> REQUIRED TASK:
Write out the full listing exactly as given, minus the images.

─── DATASET SECTION

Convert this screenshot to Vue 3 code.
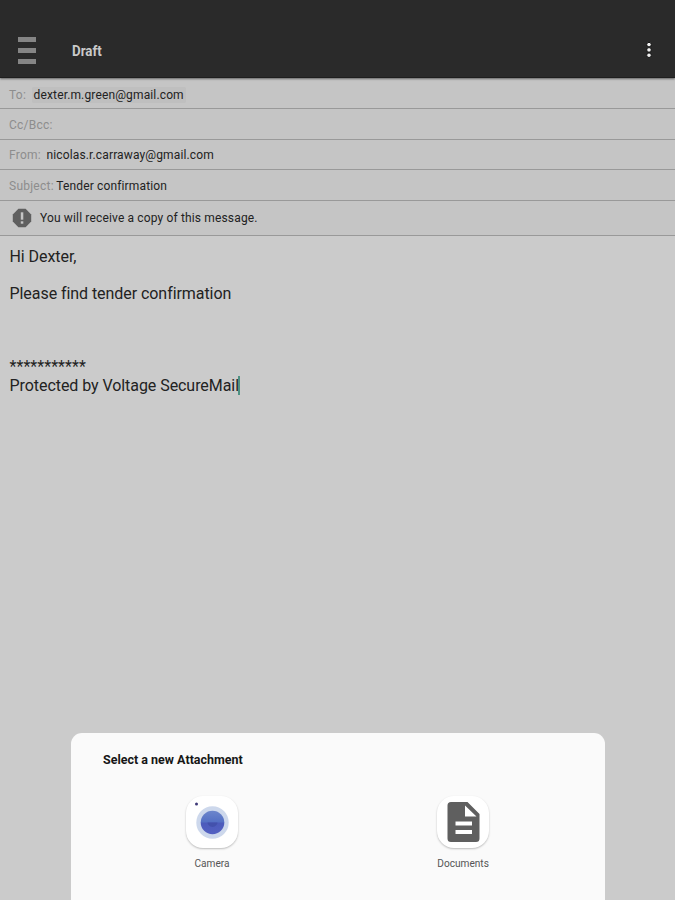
<template>
  <div class="screen">
    <header class="app-bar">
      <button class="menu-btn" aria-label="Menu">
        <span></span>
        <span></span>
        <span></span>
      </button>
      <h1 class="app-title">Draft</h1>
      <svg class="more" width="10" height="20" viewBox="0 0 10 20">
        <g fill="#f2f2f2" stroke="#111" stroke-width="1">
          <circle cx="5" cy="3.6" r="2.3" />
          <circle cx="5" cy="8.9" r="2.3" />
          <circle cx="5" cy="14.2" r="2.3" />
        </g>
      </svg>
    </header>

    <div class="fields">
      <div v-for="f in fields" :key="f.key" class="field" :class="f.key">
        <span class="label">{{ f.label }}</span>
        <span v-if="f.value" class="value">{{ f.value }}</span>
      </div>
      <div class="notice">
        <svg class="notice-icon" width="20" height="20" viewBox="0 0 20 20">
          <path d="M6.4 0.8h7.2l5.6 5.6v7.2l-5.6 5.6H6.4L0.8 13.6V6.4z" fill="#5f5f5f" />
          <rect x="8.8" y="4.3" width="2.5" height="7.4" fill="#c4c4c4" />
          <rect x="8.8" y="13.3" width="2.5" height="2.4" fill="#c4c4c4" />
        </svg>
        <span class="notice-text">You will receive a copy of this message.</span>
      </div>
    </div>

    <main class="body">
      <p class="greeting">Hi Dexter,</p>
      <p class="message">Please find tender confirmation</p>
      <p class="stars">***********</p>
      <p class="signature"><span class="sig-text">Protected by Voltage SecureMail</span><i class="caret"></i></p>
    </main>

    <section class="sheet">
      <h2 class="sheet-title">Select a new Attachment</h2>
      <div class="options">
        <div class="option">
          <div class="tile">
            <svg width="52" height="52" viewBox="0 0 52 52">
              <defs>
                <linearGradient id="lens" x1="0" y1="0" x2="0" y2="1">
                  <stop offset="0" stop-color="#6c86cc" />
                  <stop offset="0.48" stop-color="#5470c4" />
                  <stop offset="0.52" stop-color="#4c5bbb" />
                  <stop offset="1" stop-color="#5360c2" />
                </linearGradient>
              </defs>
              <circle cx="10.5" cy="8" r="1.5" fill="#3f3a78" />
              <circle cx="26.5" cy="26.5" r="16.2" fill="#cdd8ec" />
              <circle cx="26.5" cy="26.5" r="11.8" fill="url(#lens)" />
              <path d="M21.5 26.5h10c0 1.8-2.2 4.4-5 4.4s-5-2.6-5-4.4z" fill="#4351ac" />
            </svg>
          </div>
          <span class="option-label">Camera</span>
        </div>
        <div class="option">
          <div class="tile">
            <svg width="52" height="52" viewBox="0 0 52 52">
              <path
                fill="#5f5f5f"
                fill-rule="evenodd"
                d="M14 6h16.5L42.5 18v24.5a3.5 3.5 0 0 1-3.5 3.5H14a3.5 3.5 0 0 1-3.5-3.5v-33A3.5 3.5 0 0 1 14 6zM28 9.5V20.500h11.500zM18.500 25.500v4h16.500v-4zM18.500 34v4h16.500v-4z"
              />
            </svg>
          </div>
          <span class="option-label">Documents</span>
        </div>
      </div>
    </section>
  </div>
</template>

<script setup>
const fields = [
  { key: 'to', label: 'To:', value: 'dexter.m.green@gmail.com' },
  { key: 'cc', label: 'Cc/Bcc:', value: '' },
  { key: 'from', label: 'From:', value: 'nicolas.r.carraway@gmail.com' },
  { key: 'subject', label: 'Subject:', value: 'Tender confirmation' },
];
</script>

<style>
body {
  margin: 0;
  background: #cbcbcb;
}
</style>

<style scoped>
.screen {
  height: 900px;
  display: flex;
  flex-direction: column;
  overflow: hidden;
  background: #cbcbcb;
  font-family: Roboto, "Liberation Sans", sans-serif;
  color: #222;
}

.app-bar {
  height: 78px;
  flex: none;
  box-sizing: border-box;
  padding: 24px 21px 0 18px;
  display: flex;
  align-items: center;
  background: #2a2a2a;
  border-bottom: 1px solid #1e1e1e;
  box-shadow: 0 1px 2px rgba(0, 0, 0, 0.5);
  position: relative;
}

.menu-btn {
  width: 18px;
  padding: 0;
  border: 0;
  background: none;
  display: flex;
  flex-direction: column;
  gap: 6px;
}

.menu-btn span {
  height: 4.7px;
  background: #858585;
}

.app-title {
  margin: 0 auto 0 36px;
  font-size: 15.5px;
  font-weight: 700;
  line-height: 20px;
  color: #c9c9c9;
  transform: scaleX(0.86);
  transform-origin: left;
}

.fields {
  background: #c5c5c5;
  font-size: 12px;
  flex: none;
}

.field {
  height: 30.6px;
  box-sizing: border-box;
  padding: 2px 0 0 9px;
  display: flex;
  align-items: center;
  border-bottom: 1px solid #999;
}

.field.to {
  height: 31px;
  padding-top: 3px;
}

.label {
  color: #8d8d8d;
  letter-spacing: 0.25px;
}

.value {
  margin-left: 5.5px;
  color: #222;
  letter-spacing: 0.14px;
}

.to .value {
  padding: 1px 2px;
  background: #bfbfbf;
  border-radius: 2px;
}

.subject .value {
  margin-left: 2.5px;
}

.notice {
  height: 35px;
  box-sizing: border-box;
  padding-left: 12px;
  display: flex;
  align-items: center;
  border-bottom: 1px solid #999;
}

.notice-text {
  margin-left: 8px;
  letter-spacing: 0.15px;
}

.body {
  padding-left: 9.5px;
  font-size: 16px;
  line-height: 20px;
  letter-spacing: -0.06px;
}

.body p {
  margin: 0;
}

.greeting {
  padding-top: 11px;
}

.body .message {
  margin-top: 17px;
}

.body .stars {
  margin-top: 53px;
  letter-spacing: 0.05px;
}

.body .signature {
  display: flex;
  align-items: center;
  margin-top: -1px;
}

.caret {
  width: 2px;
  height: 19px;
  margin-left: -1px;
  background: #4e9182;
}

.sheet {
  width: 534px;
  height: 167px;
  box-sizing: border-box;
  margin: auto 0 0 71px;
  padding: 17px 0 0 31.5px;
  border-radius: 11px 11px 0 0;
  background: #fafafa;
}

.sheet-title {
  margin: 0;
  font-size: 13.5px;
  font-weight: 700;
  line-height: 18px;
  color: #161616;
  transform: scaleX(0.925);
  transform-origin: left;
}

.options {
  margin: 28px 0 0 -16px;
  width: 502px;
  display: grid;
  grid-template-columns: 1fr 1fr;
}

.option {
  display: flex;
  flex-direction: column;
  align-items: center;
}

.tile {
  width: 52px;
  height: 52px;
  border-radius: 17px;
  background: #fff;
  box-shadow: 0 1px 2px rgba(0, 0, 0, 0.25);
}

.tile svg {
  display: block;
}

.option-label {
  margin-top: 9px;
  font-size: 11px;
  line-height: 14px;
  color: #555;
  transform: scaleX(0.92);
}
</style>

──────

> THE COMPLETED TASK:
Convert this screenshot to Vue 3 code.
<template>
  <div class="screen">
    <header class="app-bar">
      <button class="menu-btn" aria-label="Menu">
        <span></span>
        <span></span>
        <span></span>
      </button>
      <h1 class="app-title">Draft</h1>
      <svg class="more" width="10" height="20" viewBox="0 0 10 20">
        <g fill="#f2f2f2" stroke="#111" stroke-width="1">
          <circle cx="5" cy="3.6" r="2.3" />
          <circle cx="5" cy="8.9" r="2.3" />
          <circle cx="5" cy="14.2" r="2.3" />
        </g>
      </svg>
    </header>

    <div class="fields">
      <div v-for="f in fields" :key="f.key" class="field" :class="f.key">
        <span class="label">{{ f.label }}</span>
        <span v-if="f.value" class="value">{{ f.value }}</span>
      </div>
      <div class="notice">
        <svg class="notice-icon" width="20" height="20" viewBox="0 0 20 20">
          <path d="M6.4 0.8h7.2l5.6 5.6v7.2l-5.6 5.6H6.4L0.8 13.6V6.4z" fill="#5f5f5f" />
          <rect x="8.8" y="4.3" width="2.5" height="7.4" fill="#c4c4c4" />
          <rect x="8.8" y="13.3" width="2.5" height="2.4" fill="#c4c4c4" />
        </svg>
        <span class="notice-text">You will receive a copy of this message.</span>
      </div>
    </div>

    <main class="body">
      <p class="greeting">Hi Dexter,</p>
      <p class="message">Please find tender confirmation</p>
      <p class="stars">***********</p>
      <p class="signature"><span class="sig-text">Protected by Voltage SecureMail</span><i class="caret"></i></p>
    </main>

    <section class="sheet">
      <h2 class="sheet-title">Select a new Attachment</h2>
      <div class="options">
        <div class="option">
          <div class="tile">
            <svg width="52" height="52" viewBox="0 0 52 52">
              <defs>
                <linearGradient id="lens" x1="0" y1="0" x2="0" y2="1">
                  <stop offset="0" stop-color="#6c86cc" />
                  <stop offset="0.48" stop-color="#5470c4" />
                  <stop offset="0.52" stop-color="#4c5bbb" />
                  <stop offset="1" stop-color="#5360c2" />
                </linearGradient>
              </defs>
              <circle cx="10.5" cy="8" r="1.5" fill="#3f3a78" />
              <circle cx="26.5" cy="26.5" r="16.2" fill="#cdd8ec" />
              <circle cx="26.5" cy="26.5" r="11.8" fill="url(#lens)" />
              <path d="M21.5 26.5h10c0 1.8-2.2 4.4-5 4.4s-5-2.6-5-4.4z" fill="#4351ac" />
            </svg>
          </div>
          <span class="option-label">Camera</span>
        </div>
        <div class="option">
          <div class="tile">
            <svg width="52" height="52" viewBox="0 0 52 52">
              <path
                fill="#5f5f5f"
                fill-rule="evenodd"
                d="M14 6h16.5L42.5 18v24.5a3.5 3.5 0 0 1-3.5 3.5H14a3.5 3.5 0 0 1-3.5-3.5v-33A3.5 3.5 0 0 1 14 6zM28 9.5V20.500h11.500zM18.500 25.500v4h16.500v-4zM18.500 34v4h16.500v-4z"
              />
            </svg>
          </div>
          <span class="option-label">Documents</span>
        </div>
      </div>
    </section>
  </div>
</template>

<script setup>
const fields = [
  { key: 'to', label: 'To:', value: 'dexter.m.green@gmail.com' },
  { key: 'cc', label: 'Cc/Bcc:', value: '' },
  { key: 'from', label: 'From:', value: 'nicolas.r.carraway@gmail.com' },
  { key: 'subject', label: 'Subject:', value: 'Tender confirmation' },
];
</script>

<style>
body {
  margin: 0;
  background: #cbcbcb;
}
</style>

<style scoped>
.screen {
  height: 900px;
  display: flex;
  flex-direction: column;
  overflow: hidden;
  background: #cbcbcb;
  font-family: Roboto, "Liberation Sans", sans-serif;
  color: #222;
}

.app-bar {
  height: 78px;
  flex: none;
  box-sizing: border-box;
  padding: 24px 21px 0 18px;
  display: flex;
  align-items: center;
  background: #2a2a2a;
  border-bottom: 1px solid #1e1e1e;
  box-shadow: 0 1px 2px rgba(0, 0, 0, 0.5);
  position: relative;
}

.menu-btn {
  width: 18px;
  padding: 0;
  border: 0;
  background: none;
  display: flex;
  flex-direction: column;
  gap: 6px;
}

.menu-btn span {
  height: 4.7px;
  background: #858585;
}

.app-title {
  margin: 0 auto 0 36px;
  font-size: 15.5px;
  font-weight: 700;
  line-height: 20px;
  color: #c9c9c9;
  transform: scaleX(0.86);
  transform-origin: left;
}

.fields {
  background: #c5c5c5;
  font-size: 12px;
  flex: none;
}

.field {
  height: 30.6px;
  box-sizing: border-box;
  padding: 2px 0 0 9px;
  display: flex;
  align-items: center;
  border-bottom: 1px solid #999;
}

.field.to {
  height: 31px;
  padding-top: 3px;
}

.label {
  color: #8d8d8d;
  letter-spacing: 0.25px;
}

.value {
  margin-left: 5.5px;
  color: #222;
  letter-spacing: 0.14px;
}

.to .value {
  padding: 1px 2px;
  background: #bfbfbf;
  border-radius: 2px;
}

.subject .value {
  margin-left: 2.5px;
}

.notice {
  height: 35px;
  box-sizing: border-box;
  padding-left: 12px;
  display: flex;
  align-items: center;
  border-bottom: 1px solid #999;
}

.notice-text {
  margin-left: 8px;
  letter-spacing: 0.15px;
}

.body {
  padding-left: 9.5px;
  font-size: 16px;
  line-height: 20px;
  letter-spacing: -0.06px;
}

.body p {
  margin: 0;
}

.greeting {
  padding-top: 11px;
}

.body .message {
  margin-top: 17px;
}

.body .stars {
  margin-top: 53px;
  letter-spacing: 0.05px;
}

.body .signature {
  display: flex;
  align-items: center;
  margin-top: -1px;
}

.caret {
  width: 2px;
  height: 19px;
  margin-left: -1px;
  background: #4e9182;
}

.sheet {
  width: 534px;
  height: 167px;
  box-sizing: border-box;
  margin: auto 0 0 71px;
  padding: 17px 0 0 31.5px;
  border-radius: 11px 11px 0 0;
  background: #fafafa;
}

.sheet-title {
  margin: 0;
  font-size: 13.5px;
  font-weight: 700;
  line-height: 18px;
  color: #161616;
  transform: scaleX(0.925);
  transform-origin: left;
}

.options {
  margin: 28px 0 0 -16px;
  width: 502px;
  display: grid;
  grid-template-columns: 1fr 1fr;
}

.option {
  display: flex;
  flex-direction: column;
  align-items: center;
}

.tile {
  width: 52px;
  height: 52px;
  border-radius: 17px;
  background: #fff;
  box-shadow: 0 1px 2px rgba(0, 0, 0, 0.25);
}

.tile svg {
  display: block;
}

.option-label {
  margin-top: 9px;
  font-size: 11px;
  line-height: 14px;
  color: #555;
  transform: scaleX(0.92);
}
</style>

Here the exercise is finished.